Ледяной шквал накатил с затылка, растёкся по позвоночнику, лишая возможности двигаться, мышцы свело судорогой. Я словно налетела на невидимую стену. Мир замер, а потом завертелся. Рыжие брызги разлетелись в стороны, ладони загребли мягкую, тёплую грязь. Кад-арт горел, пытаясь отразить атаки. Голова наполнилась туманом, неясными образами и болью.

— Нет. Это не моё, — крик, как тщетная попытка отстраниться от удара блуждающего.

Виски сдавило стальным обручем, белая стена, олицетворяющая безопасность, поплыла. Отчаянно моргая, я старалась смахнуть слезы.

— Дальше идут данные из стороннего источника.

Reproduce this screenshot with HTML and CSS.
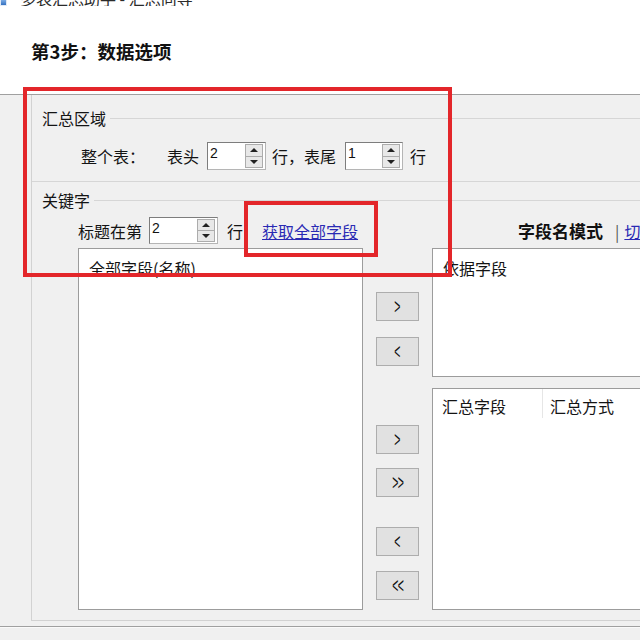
FILE: index.html
```html
<!DOCTYPE html>
<html lang="zh-CN">
<head>
<meta charset="utf-8">
<title>数据选项</title>
<link rel="stylesheet" href="styles.css">
</head>
<body>
<div class="window">
  <div class="titlebar">
    <span class="app-icon"></span>
    <span class="app-title">多表汇总助手 - 汇总向导</span>
  </div>
  <div class="header">
    <h1 class="step-title">第3步：数据选项</h1>
  </div>
  <div class="main">
    <div class="panel">
      <div class="group-label label-a"><span>汇总区域</span></div>
      <div class="row row-a">
        <span class="lbl">整个表：</span>
        <span class="lbl gap-head">表头</span>
        <div class="spin spin-a">
          <span class="spin-val">2</span>
          <div class="spin-btns"><span class="spin-btn"><i class="tri-up"></i></span><span class="spin-btn"><i class="tri-down"></i></span></div>
        </div>
        <span class="lbl gap-tail">行，表尾</span>
        <div class="spin spin-b">
          <span class="spin-val">1</span>
          <div class="spin-btns"><span class="spin-btn"><i class="tri-up"></i></span><span class="spin-btn"><i class="tri-down"></i></span></div>
        </div>
        <span class="lbl gap-row">行</span>
      </div>
      <div class="sep"></div>
      <div class="group-label label-b"><span>关键字</span></div>
      <div class="row row-b">
        <span class="lbl">标题在第</span>
        <div class="spin spin-c">
          <span class="spin-val">2</span>
          <div class="spin-btns"><span class="spin-btn"><i class="tri-up"></i></span><span class="spin-btn"><i class="tri-down"></i></span></div>
        </div>
        <span class="lbl gap-row2">行</span>
        <a class="link get-all" href="#">获取全部字段</a>
        <span class="mode"><b class="mode-name">字段名模式</b><span class="bar">|</span><a class="link" href="#">切换</a></span>
      </div>
      <div class="lists">
        <div class="listbox left-list">
          <div class="list-head">全部字段(名称)</div>
        </div>
        <div class="btn-col">
          <button class="nav-btn b1"><span class="chev">&gt;</span></button>
          <button class="nav-btn b2"><span class="chev">&lt;</span></button>
          <button class="nav-btn b3"><span class="chev">&gt;</span></button>
          <button class="nav-btn b4"><span class="chev dbl">&gt;&gt;</span></button>
          <button class="nav-btn b5"><span class="chev">&lt;</span></button>
          <button class="nav-btn b6"><span class="chev dbl">&lt;&lt;</span></button>
        </div>
        <div class="right-col">
          <div class="listbox top-list">
            <div class="list-head">依据字段</div>
          </div>
          <div class="listbox bottom-list">
            <div class="cols">
              <div class="col col-1">汇总字段</div>
              <div class="col col-2">汇总方式</div>
            </div>
          </div>
        </div>
      </div>
    </div>
    <div class="footer-line"></div>
  </div>
  <div class="red red-a"></div>
  <div class="red red-b"></div>
</div>
</body>
</html>
```

FILE: styles.css
```css
html, body {
  margin: 0;
  padding: 0;
}
body {
  width: 640px;
  height: 640px;
  overflow: hidden;
  background: #f0f0f0;
  font-family: "Noto Sans CJK SC", "Noto Sans", sans-serif;
  font-size: 16px;
  color: #141414;
}
.window {
  position: relative;
  width: 640px;
  height: 640px;
  overflow: hidden;
}
.titlebar {
  height: 6px;
  background: #fff;
  overflow: hidden;
  display: flex;
  align-items: flex-end;
}
.app-icon {
  width: 7px;
  height: 8px;
  box-sizing: border-box;
  background: linear-gradient(#8ab8ec, #3470c0);
  border: 1px solid #dfe9f6;
  flex: none;
}
.app-title {
  margin-left: 13px;
  font-size: 16px;
  line-height: 15px;
  color: #2a2a2a;
  white-space: nowrap;
}
.header {
  height: 89px;
  box-sizing: border-box;
  background: #fff;
  border-bottom: 1px solid #a0a0a0;
  padding: 33px 0 0 31px;
}
.step-title {
  margin: 0;
  font-size: 18.5px;
  line-height: 24px;
  font-weight: 700;
  color: #111;
}
.main {
  background: #f0f0f0;
}
.panel {
  margin-left: 31px;
  width: 680px;
  box-sizing: border-box;
  border-left: 1px solid #d2d2d2;
  border-bottom: 1px solid #d2d2d2;
  padding: 13px 0 10px 10px;
}
.group-label {
  display: flex;
  align-items: center;
  height: 20px;
  line-height: 20px;
  white-space: nowrap;
}
.group-label::after {
  content: "";
  flex: 1;
  margin-left: 4px;
  margin-top: 1px;
  border-top: 1px solid #d6d6d6;
}
.row {
  display: flex;
  align-items: center;
  white-space: nowrap;
}
.row-a {
  margin-top: 14px;
  height: 28px;
  padding-left: 39px;
}
.row-b {
  margin-top: 7px;
  height: 27px;
  padding-left: 36px;
}
.lbl {
  line-height: 20px;
}
.gap-head { margin-left: 22px; }
.gap-tail { margin-left: 6px; }
.gap-row { margin-left: 7px; }
.gap-row2 { margin-left: 9px; }
.sep {
  margin: 11px 0 0 -10px;
  border-top: 1px solid #d6d6d6;
}
.label-b {
  margin-top: 8px;
}
.spin {
  display: flex;
  height: 100%;
  box-sizing: border-box;
  border: 1px solid #7d7d7d;
  border-right-color: #b5b5b5;
  border-bottom-color: #b5b5b5;
  background: #fff;
  margin-left: 8px;
}
.spin-a { width: 59px; }
.spin-b { width: 58px; margin-left: 9px; }
.spin-c { width: 69px; margin-left: 7px; }
.spin-val {
  font-family: "Liberation Sans", "DejaVu Sans", sans-serif;
  font-size: 14px;
  line-height: 16px;
  padding: 2px 0 0 2px;
  color: #111;
}
.spin-btns {
  margin: 1px 2px 1px auto;
  width: 18px;
  display: flex;
  flex-direction: column;
}
.spin-btn {
  flex: 1;
  display: flex;
  align-items: center;
  justify-content: center;
  background: #e8e8e8;
  border: 1px solid #acacac;
}
.spin-btn + .spin-btn {
  border-top: none;
}
.tri-up {
  width: 0;
  height: 0;
  border-left: 4px solid transparent;
  border-right: 4px solid transparent;
  border-bottom: 4px solid #222;
}
.tri-down {
  width: 0;
  height: 0;
  border-left: 4px solid transparent;
  border-right: 4px solid transparent;
  border-top: 4px solid #222;
}
.link {
  color: #2a2ab4;
  text-decoration: underline;
  line-height: 20px;
}
.get-all {
  margin-left: 19px;
}
.mode {
  margin-left: 160px;
  display: flex;
  align-items: center;
  line-height: 20px;
}
.mode-name {
  font-size: 17px;
  font-weight: 700;
  color: #111;
}
.bar {
  margin: 0 5px 0 12px;
  color: #555;
}
.lists {
  margin: 4px 0 0 36px;
  display: flex;
  align-items: flex-start;
}
.listbox {
  box-sizing: border-box;
  border: 1px solid #9c9c9c;
  background: #fff;
}
.left-list {
  width: 285px;
  height: 362px;
}
.list-head {
  padding: 9px 0 0 10px;
  line-height: 20px;
  white-space: nowrap;
}
.btn-col {
  margin-left: 13px;
  width: 43px;
  display: flex;
  flex-direction: column;
}
.nav-btn {
  width: 43px;
  height: 29px;
  box-sizing: border-box;
  border: 1px solid #adadad;
  background: #e1e1e1;
  padding: 0;
  display: flex;
  align-items: center;
  justify-content: center;
  color: #111;
}
.chev {
  font-family: "Liberation Sans", "DejaVu Sans", sans-serif;
  font-size: 15px;
  line-height: 15px;
  display: inline-block;
  transform: scale(0.7, 1.45);
}
.chev.dbl {
  letter-spacing: -1px;
}
.b1 { margin-top: 44px; }
.b2 { margin-top: 16px; }
.b3 { margin-top: 59px; }
.b4 { margin-top: 14px; }
.b5 { margin-top: 30px; }
.b6 { margin-top: 15px; }
.right-col {
  margin-left: 13px;
  width: 260px;
  display: flex;
  flex-direction: column;
}
.top-list {
  height: 129px;
}
.bottom-list {
  margin-top: 11px;
  height: 222px;
}
.cols {
  display: flex;
  height: 29px;
}
.col {
  padding-top: 7px;
  line-height: 20px;
  white-space: nowrap;
  box-sizing: border-box;
}
.col-1 {
  width: 110px;
  padding-left: 9px;
  border-right: 1px solid #e6e6e6;
}
.col-2 {
  padding-left: 7px;
}
.footer-line {
  margin-top: 5px;
  border-top: 1px solid #a0a0a0;
  border-bottom: 1px solid #fafafa;
}
.red {
  position: absolute;
  box-sizing: border-box;
  border: 4px solid #e3262a;
}
.red-a {
  left: 23px;
  top: 87px;
  width: 429px;
  height: 190px;
}
.red-b {
  left: 244px;
  top: 201px;
  width: 134px;
  height: 56px;
}
```
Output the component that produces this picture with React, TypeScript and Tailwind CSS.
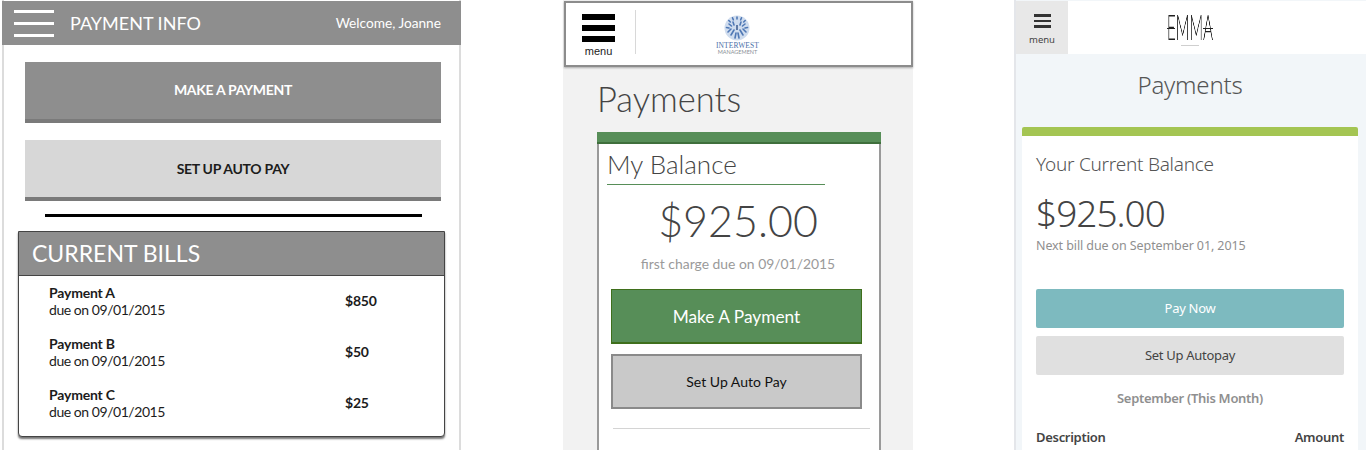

Вспышка чужой агонии пронзила тело насквозь. Спазм заставил выгнуться дугой от боли. Предо мной словно опустили тёмную завесу. Последнее воспоминание — мягкая раздражающая вибрация в боку и мелодия, обычно заставлявшая мгновенно откидывать крышку телефона.


— Зачем ты её сюда притащил? Она же стёртая, — сердитый голос то отдалялся, то приближался.

— Предлагаешь оставить там? — хрипло спросили у него.

Лица коснулось что-то прохладное и влажное.

— Мне без разницы. Такие атаки отслеживаются в обязательном порядке, и куда, думаешь, первым делом заявятся псионники? Тебе оно надо?